ゲーム仲間の三島も誘ってやりたいが夢の中にはゲーム仲間でも誘えない、「三島は胃潰瘍で入院中だ。今度、見舞いに行ったときに話してみようか?」と呑気に考えていた。スマホがメールの着信を伝えるまでは。

スマホの時刻は午前5時50分。相手は三島だった。

「何かがおかしい!アイツは治療に専念するためににスマホを病室に持ち込んではいない。」

成田はベッドの上に正座して、スマホのロックを解除して、メールをチェックする。何で正座したのか?そんなもの成田にも分からない。なぜかそれが正しい事だと成田は思っていた。

メールの文面はこうだった。

今朝、息子が旅立ちました。あなたに心配を掛けたくない本人の意思を尊重してあなたには息子が余命宣告を受けていた事を黙っていました。最期まで友達でいてくれて本当にありがとう。    感謝します。  

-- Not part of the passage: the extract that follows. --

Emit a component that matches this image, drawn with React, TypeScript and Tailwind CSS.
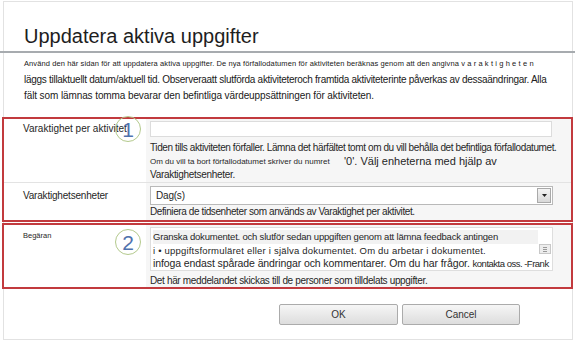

                                 三島の父より

成田は三回メールを読み、四回目の途中でスマホをベッドの上に落とした。手はスマホを持っていることもできなかった。

成田は三島の病気は胃潰瘍で必ず完治すると思っていた。

しかし、少しずつ痩せ衰えていく三島と笑顔が少しずつ減っていく三島の両親。旅立ちの気配を無意識の内で感じながら、それから目を背けていたのかもしれない。無意識の中ではこう考えていたのもしれない。

もう一度、三島とゲームの中で街をメチャクチャに壊したい。

その思いが不思議な夢につながったのかもしれない。

成田には無意識は夢の中か、意識が無意識の抑制を失敗しない限り、自覚することすらできない。

成田は5分後には何もなかった様に朝食を食べ、会社に出勤した。それが友達に心配を掛けたくなかった三島を安心させる方法だと自分に納得させた。